»»

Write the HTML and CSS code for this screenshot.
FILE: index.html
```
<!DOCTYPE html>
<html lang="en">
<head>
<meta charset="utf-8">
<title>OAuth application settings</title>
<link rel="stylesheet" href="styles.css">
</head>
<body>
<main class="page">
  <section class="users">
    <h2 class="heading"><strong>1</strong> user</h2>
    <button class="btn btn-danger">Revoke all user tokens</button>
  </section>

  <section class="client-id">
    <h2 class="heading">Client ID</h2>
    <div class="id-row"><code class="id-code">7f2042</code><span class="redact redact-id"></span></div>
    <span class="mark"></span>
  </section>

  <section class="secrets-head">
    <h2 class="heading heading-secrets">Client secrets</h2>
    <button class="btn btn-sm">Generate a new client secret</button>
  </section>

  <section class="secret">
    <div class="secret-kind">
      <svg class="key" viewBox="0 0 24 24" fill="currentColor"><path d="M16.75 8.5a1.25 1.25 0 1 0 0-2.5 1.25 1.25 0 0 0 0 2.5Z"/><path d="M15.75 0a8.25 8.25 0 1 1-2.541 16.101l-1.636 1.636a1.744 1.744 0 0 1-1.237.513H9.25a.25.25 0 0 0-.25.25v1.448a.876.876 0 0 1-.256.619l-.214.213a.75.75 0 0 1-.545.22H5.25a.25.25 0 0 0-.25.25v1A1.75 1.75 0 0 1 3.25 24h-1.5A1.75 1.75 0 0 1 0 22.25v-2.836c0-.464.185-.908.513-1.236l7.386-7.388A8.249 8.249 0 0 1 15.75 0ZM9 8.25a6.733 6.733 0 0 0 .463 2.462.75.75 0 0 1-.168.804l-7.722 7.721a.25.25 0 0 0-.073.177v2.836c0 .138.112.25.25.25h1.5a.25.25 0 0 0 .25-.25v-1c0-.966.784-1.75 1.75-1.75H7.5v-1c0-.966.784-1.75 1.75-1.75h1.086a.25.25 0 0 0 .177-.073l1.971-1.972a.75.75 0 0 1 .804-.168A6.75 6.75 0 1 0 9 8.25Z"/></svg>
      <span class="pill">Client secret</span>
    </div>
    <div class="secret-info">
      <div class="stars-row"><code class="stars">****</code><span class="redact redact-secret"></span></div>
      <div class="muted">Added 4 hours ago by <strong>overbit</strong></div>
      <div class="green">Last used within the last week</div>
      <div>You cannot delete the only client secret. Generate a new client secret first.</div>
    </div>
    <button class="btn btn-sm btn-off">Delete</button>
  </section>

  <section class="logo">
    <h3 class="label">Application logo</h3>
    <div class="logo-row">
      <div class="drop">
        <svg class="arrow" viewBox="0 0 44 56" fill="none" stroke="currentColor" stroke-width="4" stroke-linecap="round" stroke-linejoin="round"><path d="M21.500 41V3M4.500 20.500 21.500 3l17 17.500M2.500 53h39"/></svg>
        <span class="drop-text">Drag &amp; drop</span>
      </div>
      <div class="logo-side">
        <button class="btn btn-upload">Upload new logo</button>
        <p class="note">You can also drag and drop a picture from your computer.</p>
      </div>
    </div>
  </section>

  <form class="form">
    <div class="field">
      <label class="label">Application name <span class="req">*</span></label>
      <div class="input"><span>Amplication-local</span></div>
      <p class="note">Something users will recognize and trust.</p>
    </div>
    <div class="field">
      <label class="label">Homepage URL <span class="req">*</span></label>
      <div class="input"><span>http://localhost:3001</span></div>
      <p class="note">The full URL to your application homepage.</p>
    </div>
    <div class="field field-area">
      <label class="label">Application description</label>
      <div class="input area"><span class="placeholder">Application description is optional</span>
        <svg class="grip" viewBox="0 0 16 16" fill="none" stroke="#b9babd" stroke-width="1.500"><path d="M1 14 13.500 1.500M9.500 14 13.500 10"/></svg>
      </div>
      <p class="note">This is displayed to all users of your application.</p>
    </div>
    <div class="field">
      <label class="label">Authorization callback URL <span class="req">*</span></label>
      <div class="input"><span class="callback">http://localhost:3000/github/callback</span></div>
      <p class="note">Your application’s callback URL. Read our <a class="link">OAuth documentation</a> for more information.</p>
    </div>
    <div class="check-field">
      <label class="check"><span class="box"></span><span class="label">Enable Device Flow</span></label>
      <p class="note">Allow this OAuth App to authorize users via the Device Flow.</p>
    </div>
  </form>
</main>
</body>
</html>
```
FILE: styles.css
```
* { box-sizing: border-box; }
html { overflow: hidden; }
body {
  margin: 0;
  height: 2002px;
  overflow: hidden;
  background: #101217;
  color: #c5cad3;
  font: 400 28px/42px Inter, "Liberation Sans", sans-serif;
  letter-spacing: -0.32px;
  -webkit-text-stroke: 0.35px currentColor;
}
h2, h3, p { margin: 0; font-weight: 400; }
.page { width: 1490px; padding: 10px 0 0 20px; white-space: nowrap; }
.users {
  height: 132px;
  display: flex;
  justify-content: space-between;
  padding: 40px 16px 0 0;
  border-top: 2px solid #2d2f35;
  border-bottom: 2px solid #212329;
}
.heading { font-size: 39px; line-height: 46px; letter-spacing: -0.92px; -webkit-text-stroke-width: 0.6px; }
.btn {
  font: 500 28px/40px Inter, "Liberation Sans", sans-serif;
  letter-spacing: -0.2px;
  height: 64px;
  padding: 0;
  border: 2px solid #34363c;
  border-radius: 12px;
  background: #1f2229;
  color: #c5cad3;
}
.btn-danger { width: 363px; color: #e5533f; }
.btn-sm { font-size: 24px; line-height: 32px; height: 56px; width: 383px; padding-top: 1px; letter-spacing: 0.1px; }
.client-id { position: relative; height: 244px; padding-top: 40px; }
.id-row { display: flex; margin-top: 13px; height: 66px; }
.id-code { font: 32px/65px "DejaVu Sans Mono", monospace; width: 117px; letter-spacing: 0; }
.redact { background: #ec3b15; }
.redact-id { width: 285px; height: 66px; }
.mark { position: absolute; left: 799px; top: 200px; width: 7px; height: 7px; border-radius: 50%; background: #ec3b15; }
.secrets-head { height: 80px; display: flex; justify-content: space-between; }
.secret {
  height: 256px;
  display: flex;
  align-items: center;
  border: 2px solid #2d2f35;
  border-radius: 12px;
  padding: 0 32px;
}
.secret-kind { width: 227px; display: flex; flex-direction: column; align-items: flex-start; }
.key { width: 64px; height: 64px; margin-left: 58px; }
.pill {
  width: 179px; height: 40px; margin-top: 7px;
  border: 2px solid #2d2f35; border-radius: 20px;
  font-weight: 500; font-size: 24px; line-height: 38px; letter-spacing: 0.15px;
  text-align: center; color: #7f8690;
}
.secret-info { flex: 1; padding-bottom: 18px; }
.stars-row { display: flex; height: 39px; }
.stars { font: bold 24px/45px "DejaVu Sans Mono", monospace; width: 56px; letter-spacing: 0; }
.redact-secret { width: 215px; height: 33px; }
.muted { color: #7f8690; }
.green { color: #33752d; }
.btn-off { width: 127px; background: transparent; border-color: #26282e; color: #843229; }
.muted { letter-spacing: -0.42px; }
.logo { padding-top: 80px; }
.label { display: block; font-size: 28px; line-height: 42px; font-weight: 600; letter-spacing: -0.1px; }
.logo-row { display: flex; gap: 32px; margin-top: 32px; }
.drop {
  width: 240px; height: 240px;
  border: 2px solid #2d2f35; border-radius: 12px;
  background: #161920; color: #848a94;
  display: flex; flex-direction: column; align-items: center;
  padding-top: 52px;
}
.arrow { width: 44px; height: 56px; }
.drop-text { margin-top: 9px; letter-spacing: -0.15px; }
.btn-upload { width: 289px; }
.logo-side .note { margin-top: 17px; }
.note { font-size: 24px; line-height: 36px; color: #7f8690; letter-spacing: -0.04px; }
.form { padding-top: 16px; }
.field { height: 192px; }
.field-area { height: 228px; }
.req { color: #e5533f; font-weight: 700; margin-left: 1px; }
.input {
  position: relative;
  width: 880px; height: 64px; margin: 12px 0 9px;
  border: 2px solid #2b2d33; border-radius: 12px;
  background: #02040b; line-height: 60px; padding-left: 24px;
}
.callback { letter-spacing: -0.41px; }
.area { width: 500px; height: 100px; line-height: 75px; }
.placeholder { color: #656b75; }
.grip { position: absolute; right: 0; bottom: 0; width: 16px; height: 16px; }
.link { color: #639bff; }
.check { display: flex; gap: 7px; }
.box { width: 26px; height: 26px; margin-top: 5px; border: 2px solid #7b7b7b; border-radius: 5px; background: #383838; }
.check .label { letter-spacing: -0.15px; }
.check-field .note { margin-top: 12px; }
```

««
»»

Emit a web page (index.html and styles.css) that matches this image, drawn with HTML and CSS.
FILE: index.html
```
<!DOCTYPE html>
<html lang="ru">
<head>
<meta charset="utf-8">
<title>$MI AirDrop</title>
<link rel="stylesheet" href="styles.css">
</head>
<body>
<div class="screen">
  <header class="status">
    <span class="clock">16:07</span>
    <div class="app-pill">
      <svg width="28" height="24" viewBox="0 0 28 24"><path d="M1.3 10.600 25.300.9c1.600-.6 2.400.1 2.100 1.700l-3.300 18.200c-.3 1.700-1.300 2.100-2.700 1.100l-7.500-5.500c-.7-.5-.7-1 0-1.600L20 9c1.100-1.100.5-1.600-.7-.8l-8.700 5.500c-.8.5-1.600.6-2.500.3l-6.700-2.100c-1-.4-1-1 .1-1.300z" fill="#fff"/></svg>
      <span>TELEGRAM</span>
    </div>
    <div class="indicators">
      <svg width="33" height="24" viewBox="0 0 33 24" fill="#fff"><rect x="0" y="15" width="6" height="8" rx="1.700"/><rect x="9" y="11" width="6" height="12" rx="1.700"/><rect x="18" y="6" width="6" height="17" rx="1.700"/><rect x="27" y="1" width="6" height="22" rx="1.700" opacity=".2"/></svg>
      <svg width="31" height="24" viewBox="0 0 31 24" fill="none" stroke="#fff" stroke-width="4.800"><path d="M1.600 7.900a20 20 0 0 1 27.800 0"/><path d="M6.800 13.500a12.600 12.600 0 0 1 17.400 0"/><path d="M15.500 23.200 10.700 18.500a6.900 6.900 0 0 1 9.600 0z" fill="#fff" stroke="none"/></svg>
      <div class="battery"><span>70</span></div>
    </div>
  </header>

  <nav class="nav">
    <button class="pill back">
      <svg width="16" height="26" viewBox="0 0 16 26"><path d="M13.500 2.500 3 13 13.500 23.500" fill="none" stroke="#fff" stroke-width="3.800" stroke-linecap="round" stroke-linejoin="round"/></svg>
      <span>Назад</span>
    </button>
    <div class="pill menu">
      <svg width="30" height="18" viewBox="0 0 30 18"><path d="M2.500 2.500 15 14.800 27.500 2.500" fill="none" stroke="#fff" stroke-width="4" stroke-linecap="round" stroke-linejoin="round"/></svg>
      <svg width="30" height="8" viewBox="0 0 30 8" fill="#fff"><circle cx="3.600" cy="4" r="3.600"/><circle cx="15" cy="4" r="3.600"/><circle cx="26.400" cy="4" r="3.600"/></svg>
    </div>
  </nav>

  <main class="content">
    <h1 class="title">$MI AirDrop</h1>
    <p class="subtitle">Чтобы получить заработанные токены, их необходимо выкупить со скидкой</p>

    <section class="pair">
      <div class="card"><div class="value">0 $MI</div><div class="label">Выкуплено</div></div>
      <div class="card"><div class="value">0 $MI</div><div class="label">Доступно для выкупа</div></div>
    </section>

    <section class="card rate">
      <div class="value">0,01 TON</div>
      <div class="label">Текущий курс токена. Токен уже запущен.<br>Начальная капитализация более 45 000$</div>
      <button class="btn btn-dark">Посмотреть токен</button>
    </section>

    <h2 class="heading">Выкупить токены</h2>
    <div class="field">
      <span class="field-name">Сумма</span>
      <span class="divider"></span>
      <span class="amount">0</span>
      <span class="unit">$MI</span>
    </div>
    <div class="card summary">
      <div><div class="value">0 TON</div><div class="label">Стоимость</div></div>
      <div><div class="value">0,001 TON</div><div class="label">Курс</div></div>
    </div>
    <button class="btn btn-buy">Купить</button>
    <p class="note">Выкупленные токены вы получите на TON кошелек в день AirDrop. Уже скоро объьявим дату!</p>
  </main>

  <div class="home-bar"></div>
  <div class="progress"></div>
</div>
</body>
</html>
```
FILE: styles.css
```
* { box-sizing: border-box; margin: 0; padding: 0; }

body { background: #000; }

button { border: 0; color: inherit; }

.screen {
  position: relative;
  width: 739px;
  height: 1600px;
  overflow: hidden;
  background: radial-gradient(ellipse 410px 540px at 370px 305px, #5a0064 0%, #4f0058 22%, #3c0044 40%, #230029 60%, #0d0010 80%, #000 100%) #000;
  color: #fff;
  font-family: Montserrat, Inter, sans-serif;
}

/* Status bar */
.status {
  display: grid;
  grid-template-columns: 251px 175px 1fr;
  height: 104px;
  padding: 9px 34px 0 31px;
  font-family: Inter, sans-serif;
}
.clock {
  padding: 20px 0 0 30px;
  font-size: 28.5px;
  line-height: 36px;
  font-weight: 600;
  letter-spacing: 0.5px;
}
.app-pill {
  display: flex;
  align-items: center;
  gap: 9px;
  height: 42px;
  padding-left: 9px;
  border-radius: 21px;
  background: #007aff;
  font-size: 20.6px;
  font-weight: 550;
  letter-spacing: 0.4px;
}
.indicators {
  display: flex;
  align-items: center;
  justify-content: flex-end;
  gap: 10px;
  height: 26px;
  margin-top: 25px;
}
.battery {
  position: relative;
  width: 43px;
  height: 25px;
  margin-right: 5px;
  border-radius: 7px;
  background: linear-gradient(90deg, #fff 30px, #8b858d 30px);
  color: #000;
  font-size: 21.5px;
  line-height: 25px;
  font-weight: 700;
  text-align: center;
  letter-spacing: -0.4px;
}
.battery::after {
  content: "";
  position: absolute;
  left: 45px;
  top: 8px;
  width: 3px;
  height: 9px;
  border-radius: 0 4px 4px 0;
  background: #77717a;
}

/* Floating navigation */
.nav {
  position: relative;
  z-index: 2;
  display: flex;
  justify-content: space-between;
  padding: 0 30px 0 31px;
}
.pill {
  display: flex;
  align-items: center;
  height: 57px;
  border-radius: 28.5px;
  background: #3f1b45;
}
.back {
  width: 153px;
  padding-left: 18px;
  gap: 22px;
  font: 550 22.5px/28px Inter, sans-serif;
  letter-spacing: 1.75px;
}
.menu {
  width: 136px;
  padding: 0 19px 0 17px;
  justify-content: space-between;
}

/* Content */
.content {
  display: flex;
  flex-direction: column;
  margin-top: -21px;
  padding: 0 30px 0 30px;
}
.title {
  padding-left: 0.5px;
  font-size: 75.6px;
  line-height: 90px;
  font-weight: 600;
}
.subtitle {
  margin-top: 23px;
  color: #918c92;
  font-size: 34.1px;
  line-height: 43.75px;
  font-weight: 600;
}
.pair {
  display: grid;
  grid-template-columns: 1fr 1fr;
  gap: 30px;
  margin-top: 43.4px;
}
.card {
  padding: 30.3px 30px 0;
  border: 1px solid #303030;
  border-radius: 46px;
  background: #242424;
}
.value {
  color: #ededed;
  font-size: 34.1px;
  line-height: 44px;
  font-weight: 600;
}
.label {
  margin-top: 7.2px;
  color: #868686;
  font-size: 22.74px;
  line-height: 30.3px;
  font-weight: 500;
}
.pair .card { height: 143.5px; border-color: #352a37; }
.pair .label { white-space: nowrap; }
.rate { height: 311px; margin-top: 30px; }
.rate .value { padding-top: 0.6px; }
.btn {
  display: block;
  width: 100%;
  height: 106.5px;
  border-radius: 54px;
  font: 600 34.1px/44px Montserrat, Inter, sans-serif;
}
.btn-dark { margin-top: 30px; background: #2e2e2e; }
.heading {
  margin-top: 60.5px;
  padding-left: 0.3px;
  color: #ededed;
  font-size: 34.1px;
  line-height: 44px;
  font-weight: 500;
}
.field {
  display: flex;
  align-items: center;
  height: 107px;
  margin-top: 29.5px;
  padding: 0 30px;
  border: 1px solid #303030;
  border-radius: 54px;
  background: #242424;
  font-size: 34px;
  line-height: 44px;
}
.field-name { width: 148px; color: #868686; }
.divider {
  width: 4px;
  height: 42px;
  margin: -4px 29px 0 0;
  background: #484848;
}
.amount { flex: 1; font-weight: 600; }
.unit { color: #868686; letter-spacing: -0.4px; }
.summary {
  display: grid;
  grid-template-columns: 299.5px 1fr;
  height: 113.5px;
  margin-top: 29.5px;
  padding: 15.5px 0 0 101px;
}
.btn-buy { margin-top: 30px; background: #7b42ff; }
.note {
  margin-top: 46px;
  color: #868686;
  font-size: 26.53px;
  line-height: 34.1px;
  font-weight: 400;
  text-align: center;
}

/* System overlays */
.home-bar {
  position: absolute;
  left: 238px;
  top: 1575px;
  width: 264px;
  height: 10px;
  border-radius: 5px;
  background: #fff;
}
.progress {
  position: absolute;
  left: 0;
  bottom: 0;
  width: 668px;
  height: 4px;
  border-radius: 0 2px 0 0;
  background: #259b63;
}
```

««
»»

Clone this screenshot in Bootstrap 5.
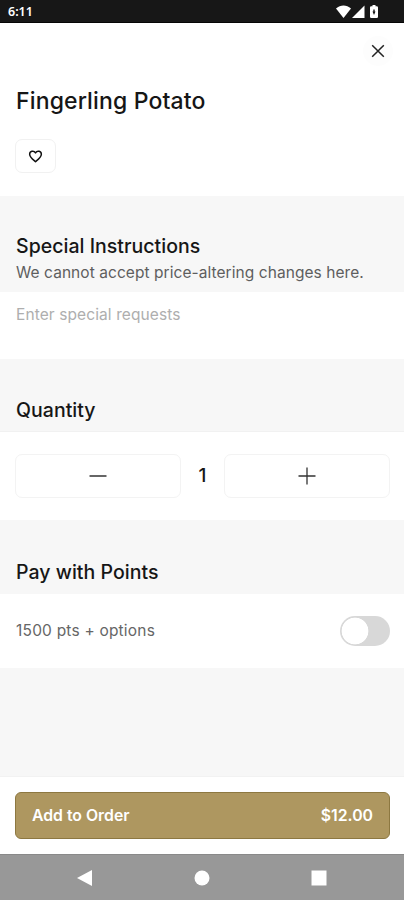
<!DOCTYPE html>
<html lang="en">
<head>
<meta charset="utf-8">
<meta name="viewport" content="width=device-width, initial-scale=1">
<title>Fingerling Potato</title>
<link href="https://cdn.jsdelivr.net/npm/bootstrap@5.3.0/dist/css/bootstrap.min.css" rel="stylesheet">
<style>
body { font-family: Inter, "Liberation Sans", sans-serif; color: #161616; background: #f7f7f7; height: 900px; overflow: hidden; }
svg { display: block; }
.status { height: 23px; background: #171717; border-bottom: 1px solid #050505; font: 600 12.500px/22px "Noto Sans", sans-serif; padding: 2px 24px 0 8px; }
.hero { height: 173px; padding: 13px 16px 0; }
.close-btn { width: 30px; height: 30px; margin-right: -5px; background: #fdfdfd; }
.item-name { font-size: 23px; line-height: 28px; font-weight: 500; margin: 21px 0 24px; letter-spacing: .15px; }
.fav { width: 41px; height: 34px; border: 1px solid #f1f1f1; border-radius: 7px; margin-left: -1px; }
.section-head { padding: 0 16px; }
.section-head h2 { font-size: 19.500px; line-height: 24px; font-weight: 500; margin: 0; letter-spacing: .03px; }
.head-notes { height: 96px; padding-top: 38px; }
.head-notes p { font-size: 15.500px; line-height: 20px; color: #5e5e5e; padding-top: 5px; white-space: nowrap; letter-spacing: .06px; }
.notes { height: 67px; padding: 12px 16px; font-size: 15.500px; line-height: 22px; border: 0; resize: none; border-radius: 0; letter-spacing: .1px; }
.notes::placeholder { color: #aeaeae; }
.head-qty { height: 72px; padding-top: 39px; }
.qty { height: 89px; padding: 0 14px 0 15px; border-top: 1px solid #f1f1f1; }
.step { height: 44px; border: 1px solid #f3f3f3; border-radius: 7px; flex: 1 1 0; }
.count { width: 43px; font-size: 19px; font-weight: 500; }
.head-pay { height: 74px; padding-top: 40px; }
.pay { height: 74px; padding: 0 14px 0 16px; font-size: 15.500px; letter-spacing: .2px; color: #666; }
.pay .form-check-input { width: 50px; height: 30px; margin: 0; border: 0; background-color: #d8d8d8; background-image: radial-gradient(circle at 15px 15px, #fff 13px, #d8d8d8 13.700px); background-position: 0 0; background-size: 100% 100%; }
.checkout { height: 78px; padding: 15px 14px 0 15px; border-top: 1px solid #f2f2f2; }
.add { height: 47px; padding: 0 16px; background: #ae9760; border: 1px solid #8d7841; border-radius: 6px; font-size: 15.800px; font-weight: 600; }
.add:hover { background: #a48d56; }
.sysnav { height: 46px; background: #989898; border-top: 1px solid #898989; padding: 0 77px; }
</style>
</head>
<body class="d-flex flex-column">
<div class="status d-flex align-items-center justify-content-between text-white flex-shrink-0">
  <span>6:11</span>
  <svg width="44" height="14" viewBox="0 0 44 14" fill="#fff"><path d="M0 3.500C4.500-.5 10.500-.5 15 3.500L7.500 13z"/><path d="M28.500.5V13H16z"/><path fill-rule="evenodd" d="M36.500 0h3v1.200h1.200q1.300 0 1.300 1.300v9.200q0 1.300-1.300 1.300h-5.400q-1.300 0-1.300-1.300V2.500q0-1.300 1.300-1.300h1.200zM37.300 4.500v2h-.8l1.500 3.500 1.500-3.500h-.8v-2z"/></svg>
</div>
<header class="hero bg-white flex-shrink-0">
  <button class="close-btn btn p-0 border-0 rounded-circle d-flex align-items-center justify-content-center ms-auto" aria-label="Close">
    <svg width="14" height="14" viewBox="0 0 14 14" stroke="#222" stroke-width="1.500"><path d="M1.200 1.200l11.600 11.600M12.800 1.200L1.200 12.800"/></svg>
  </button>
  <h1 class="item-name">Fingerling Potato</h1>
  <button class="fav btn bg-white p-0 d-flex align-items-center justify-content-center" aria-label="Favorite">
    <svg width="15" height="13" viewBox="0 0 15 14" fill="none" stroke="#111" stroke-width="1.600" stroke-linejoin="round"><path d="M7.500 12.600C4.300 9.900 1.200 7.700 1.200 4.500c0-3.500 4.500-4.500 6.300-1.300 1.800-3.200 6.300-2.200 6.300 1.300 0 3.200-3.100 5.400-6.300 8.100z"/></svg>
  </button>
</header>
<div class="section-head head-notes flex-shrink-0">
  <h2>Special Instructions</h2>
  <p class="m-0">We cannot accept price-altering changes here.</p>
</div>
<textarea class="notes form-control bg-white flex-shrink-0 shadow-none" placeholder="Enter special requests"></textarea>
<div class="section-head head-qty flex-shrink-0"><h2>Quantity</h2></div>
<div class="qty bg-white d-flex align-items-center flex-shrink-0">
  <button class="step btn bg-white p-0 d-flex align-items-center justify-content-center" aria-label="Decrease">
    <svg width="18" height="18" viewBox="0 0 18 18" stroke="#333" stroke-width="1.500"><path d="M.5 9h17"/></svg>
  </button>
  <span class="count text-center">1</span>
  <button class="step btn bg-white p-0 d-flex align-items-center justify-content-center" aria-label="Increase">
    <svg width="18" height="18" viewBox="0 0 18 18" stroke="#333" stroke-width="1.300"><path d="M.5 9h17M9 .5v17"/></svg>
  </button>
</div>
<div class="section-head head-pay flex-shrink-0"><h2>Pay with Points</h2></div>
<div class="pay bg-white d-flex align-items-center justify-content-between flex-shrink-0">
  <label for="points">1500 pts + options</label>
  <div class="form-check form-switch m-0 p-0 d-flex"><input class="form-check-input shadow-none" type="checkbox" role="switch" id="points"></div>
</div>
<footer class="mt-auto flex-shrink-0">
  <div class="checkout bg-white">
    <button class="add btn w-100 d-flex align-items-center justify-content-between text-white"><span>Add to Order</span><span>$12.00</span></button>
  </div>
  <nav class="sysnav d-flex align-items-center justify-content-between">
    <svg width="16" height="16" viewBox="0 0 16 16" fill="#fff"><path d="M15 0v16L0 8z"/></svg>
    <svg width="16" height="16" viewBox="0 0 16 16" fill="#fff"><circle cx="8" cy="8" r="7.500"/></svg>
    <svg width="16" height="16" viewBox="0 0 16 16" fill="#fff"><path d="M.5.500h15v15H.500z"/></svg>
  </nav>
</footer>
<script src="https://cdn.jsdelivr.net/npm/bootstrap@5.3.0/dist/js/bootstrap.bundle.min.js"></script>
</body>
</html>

««

▶ **Work required**
Gather and copy every line of the data in which the string "image" is found.

▶ **Output**
Emit a web page (index.html and styles.css) that matches this image, drawn with HTML and CSS.
.pay .form-check-input { width: 50px; height: 30px; margin: 0; border: 0; background-color: #d8d8d8; background-image: radial-gradient(circle at 15px 15px, #fff 13px, #d8d8d8 13.700px); background-position: 0 0; background-size: 100% 100%; }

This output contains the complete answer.